┌──

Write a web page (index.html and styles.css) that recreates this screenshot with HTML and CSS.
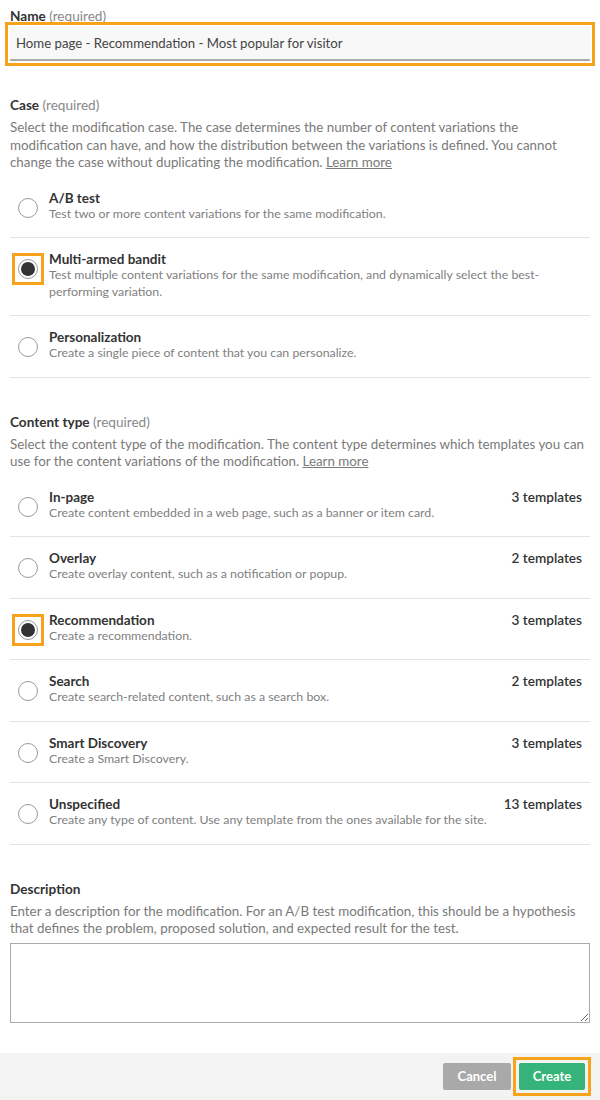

└──
┌──

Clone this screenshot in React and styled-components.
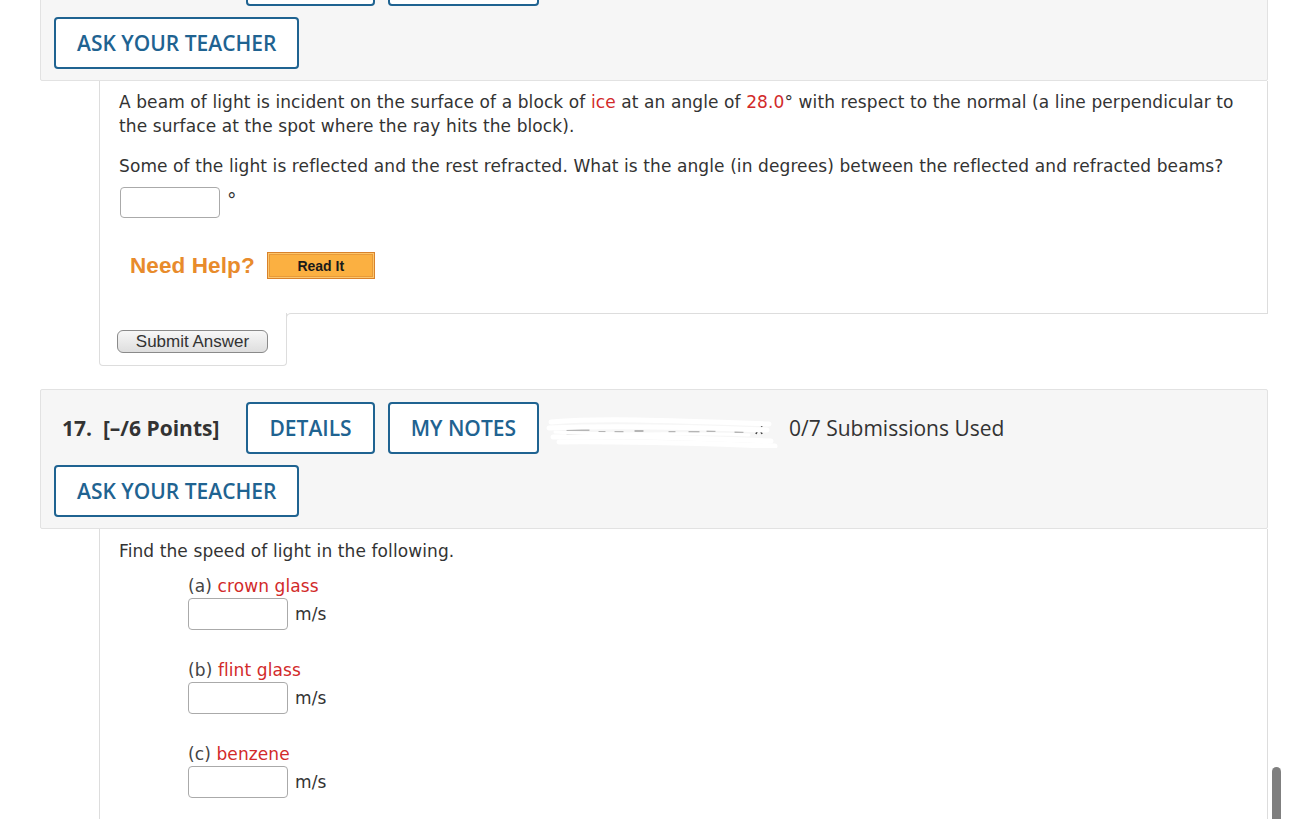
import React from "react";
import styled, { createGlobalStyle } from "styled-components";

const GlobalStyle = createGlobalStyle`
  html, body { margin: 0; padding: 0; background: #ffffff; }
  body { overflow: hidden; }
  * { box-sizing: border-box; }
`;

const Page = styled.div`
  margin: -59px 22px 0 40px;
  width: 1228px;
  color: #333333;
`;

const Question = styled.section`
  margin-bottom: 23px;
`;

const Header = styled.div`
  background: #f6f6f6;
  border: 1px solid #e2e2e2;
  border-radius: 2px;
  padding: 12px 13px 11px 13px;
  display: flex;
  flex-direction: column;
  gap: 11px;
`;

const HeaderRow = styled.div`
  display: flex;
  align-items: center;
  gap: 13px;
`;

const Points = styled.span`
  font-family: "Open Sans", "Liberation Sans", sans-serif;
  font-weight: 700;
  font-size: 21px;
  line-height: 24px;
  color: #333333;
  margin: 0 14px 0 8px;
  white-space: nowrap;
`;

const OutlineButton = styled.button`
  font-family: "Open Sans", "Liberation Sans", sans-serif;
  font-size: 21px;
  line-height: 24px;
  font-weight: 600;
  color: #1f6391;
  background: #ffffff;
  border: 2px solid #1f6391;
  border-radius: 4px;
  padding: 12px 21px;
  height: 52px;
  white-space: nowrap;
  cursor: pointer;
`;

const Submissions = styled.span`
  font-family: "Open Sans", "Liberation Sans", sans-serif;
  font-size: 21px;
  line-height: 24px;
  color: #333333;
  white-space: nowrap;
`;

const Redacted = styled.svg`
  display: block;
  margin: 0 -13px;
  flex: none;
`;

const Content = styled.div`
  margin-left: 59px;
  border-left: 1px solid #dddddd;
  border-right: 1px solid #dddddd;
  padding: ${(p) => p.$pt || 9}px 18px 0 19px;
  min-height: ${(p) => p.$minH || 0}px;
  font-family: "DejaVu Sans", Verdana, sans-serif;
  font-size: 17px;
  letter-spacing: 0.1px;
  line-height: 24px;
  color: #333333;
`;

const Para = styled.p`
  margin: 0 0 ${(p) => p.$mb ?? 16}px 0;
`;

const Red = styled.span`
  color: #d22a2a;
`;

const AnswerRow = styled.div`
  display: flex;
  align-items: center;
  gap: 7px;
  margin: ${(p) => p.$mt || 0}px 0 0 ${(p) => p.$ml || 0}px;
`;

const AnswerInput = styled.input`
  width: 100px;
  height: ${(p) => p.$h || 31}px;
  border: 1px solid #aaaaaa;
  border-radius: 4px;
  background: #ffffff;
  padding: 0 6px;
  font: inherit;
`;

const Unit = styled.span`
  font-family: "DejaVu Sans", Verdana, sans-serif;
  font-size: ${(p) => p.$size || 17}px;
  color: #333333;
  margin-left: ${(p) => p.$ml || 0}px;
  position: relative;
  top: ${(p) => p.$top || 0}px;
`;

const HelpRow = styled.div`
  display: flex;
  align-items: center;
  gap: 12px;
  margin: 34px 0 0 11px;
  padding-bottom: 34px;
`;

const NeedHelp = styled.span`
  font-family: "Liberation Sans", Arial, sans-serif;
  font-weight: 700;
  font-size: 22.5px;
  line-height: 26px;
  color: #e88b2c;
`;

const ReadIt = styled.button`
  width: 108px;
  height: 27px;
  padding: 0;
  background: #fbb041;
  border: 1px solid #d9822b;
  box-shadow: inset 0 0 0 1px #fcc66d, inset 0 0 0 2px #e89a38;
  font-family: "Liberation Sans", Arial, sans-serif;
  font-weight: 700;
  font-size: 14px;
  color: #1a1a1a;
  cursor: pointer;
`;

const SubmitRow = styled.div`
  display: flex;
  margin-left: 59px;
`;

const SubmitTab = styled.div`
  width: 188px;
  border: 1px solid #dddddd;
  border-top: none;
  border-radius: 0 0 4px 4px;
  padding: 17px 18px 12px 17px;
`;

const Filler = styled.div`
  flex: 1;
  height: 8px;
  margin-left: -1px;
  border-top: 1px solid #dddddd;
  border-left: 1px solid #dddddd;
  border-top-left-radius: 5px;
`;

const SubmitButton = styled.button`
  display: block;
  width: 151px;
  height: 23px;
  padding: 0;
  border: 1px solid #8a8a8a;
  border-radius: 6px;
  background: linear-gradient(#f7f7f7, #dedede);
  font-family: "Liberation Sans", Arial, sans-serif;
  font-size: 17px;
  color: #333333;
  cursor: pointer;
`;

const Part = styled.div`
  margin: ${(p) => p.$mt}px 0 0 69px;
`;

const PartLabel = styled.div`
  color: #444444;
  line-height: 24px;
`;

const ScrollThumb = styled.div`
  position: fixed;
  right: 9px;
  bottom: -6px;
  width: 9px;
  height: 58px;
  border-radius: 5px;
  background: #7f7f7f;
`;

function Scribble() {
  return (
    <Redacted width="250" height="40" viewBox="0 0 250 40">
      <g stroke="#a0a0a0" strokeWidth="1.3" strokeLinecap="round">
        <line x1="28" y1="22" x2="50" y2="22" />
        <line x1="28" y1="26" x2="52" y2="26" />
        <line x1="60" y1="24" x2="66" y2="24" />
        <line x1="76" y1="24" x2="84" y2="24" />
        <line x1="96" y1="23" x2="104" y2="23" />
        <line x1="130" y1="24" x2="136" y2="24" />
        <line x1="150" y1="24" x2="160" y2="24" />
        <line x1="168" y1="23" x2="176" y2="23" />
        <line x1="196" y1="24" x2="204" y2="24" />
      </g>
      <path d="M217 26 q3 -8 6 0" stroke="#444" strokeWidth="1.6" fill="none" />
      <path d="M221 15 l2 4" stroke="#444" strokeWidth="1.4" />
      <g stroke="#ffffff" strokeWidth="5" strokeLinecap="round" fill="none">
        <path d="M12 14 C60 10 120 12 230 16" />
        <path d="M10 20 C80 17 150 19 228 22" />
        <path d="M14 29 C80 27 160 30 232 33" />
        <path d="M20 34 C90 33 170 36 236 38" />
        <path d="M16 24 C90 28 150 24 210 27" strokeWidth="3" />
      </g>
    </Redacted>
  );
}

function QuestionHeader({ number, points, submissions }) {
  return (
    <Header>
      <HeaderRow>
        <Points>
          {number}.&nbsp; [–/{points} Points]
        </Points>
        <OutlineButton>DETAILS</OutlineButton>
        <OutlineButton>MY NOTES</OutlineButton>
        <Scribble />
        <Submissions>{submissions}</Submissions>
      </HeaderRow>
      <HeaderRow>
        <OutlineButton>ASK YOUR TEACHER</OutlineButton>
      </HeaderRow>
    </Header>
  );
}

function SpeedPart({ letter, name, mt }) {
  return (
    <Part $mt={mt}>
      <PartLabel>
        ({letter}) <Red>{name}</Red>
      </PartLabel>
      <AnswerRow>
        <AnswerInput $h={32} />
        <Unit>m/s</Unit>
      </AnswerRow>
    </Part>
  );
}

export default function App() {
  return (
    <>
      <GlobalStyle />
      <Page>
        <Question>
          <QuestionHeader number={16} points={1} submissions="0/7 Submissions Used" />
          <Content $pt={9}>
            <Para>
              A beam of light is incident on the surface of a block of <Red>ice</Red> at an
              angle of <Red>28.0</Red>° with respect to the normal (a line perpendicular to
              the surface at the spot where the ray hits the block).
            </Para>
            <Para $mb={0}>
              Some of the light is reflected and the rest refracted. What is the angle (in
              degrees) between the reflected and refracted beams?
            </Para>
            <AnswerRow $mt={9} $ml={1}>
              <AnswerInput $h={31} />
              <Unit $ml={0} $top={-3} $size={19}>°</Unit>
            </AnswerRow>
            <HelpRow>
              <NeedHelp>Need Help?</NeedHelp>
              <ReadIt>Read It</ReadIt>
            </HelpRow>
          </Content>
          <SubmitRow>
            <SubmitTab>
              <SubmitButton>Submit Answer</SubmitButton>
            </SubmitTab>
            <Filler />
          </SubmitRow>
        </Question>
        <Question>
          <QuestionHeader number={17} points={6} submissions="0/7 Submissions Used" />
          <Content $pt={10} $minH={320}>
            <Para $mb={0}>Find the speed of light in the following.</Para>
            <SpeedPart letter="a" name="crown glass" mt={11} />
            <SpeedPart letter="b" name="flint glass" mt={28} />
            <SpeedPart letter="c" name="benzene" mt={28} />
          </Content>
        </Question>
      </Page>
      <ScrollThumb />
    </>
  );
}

└──

Work instructions
Using the listing above, return all lines where the word "React" occurs.

Reply to the exercise
Clone this screenshot in React and styled-components.
import React from "react";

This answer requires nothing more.